Are teaser bets a good idea?

Teasers can be a reasonable bet when the points move your lines through key numbers, mainly 3 and 7 in football, where games most often land. They are a weaker bet when the points cross empty margins, because you are paying reduced odds for cushion that rarely changes the result. They are not a way to get value for free.

What are key numbers in teaser betting?

Key numbers are the margins NFL games most commonly finish on, primarily 3 and 7, because of field goals and touchdowns. Teasing a spread so it crosses both 3 and 7 uses your points efficiently.
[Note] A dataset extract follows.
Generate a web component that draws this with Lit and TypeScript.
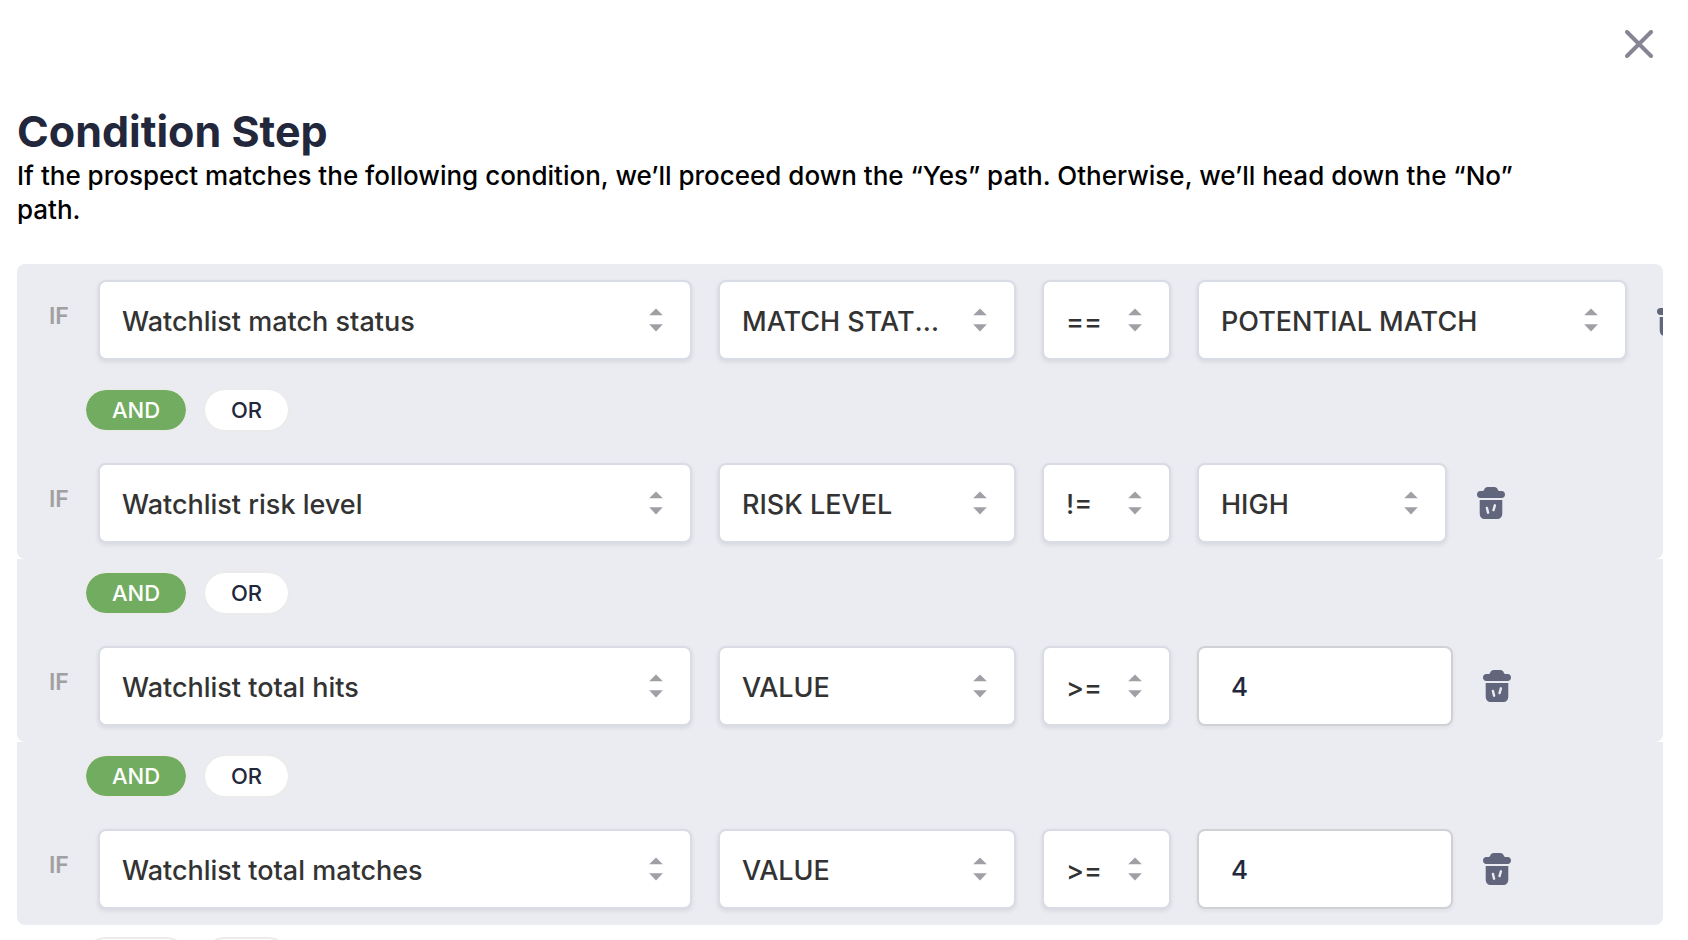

Teasing across margins that rarely occur wastes the cushion you are paying for.

What is a sweetheart teaser?

A sweetheart teaser, also called a super teaser, offers a large point move, often 10 points in football, but requires at least three legs and pays very short odds, sometimes around even money on a three-team ticket. The point cushion looks generous, but the low payout and three-leg minimum usually offset most of the value.

What happens if one leg of a teaser pushes?

It depends on the sportsbook. Some books drop the pushed leg and reduce the teaser to fewer teams at a lower payout. Others grade the entire teaser as a loss if any leg pushes. Check the teaser card's rules before betting, since the two policies lead to very different results.

Can you tease totals as well as spreads?

Yes. Teasers apply to point spreads and game totals. On a total, the points move the line in the direction you choose: an over comes down by the teaser amount, and an under goes up. Many teasers combine spread legs and total legs on the same ticket.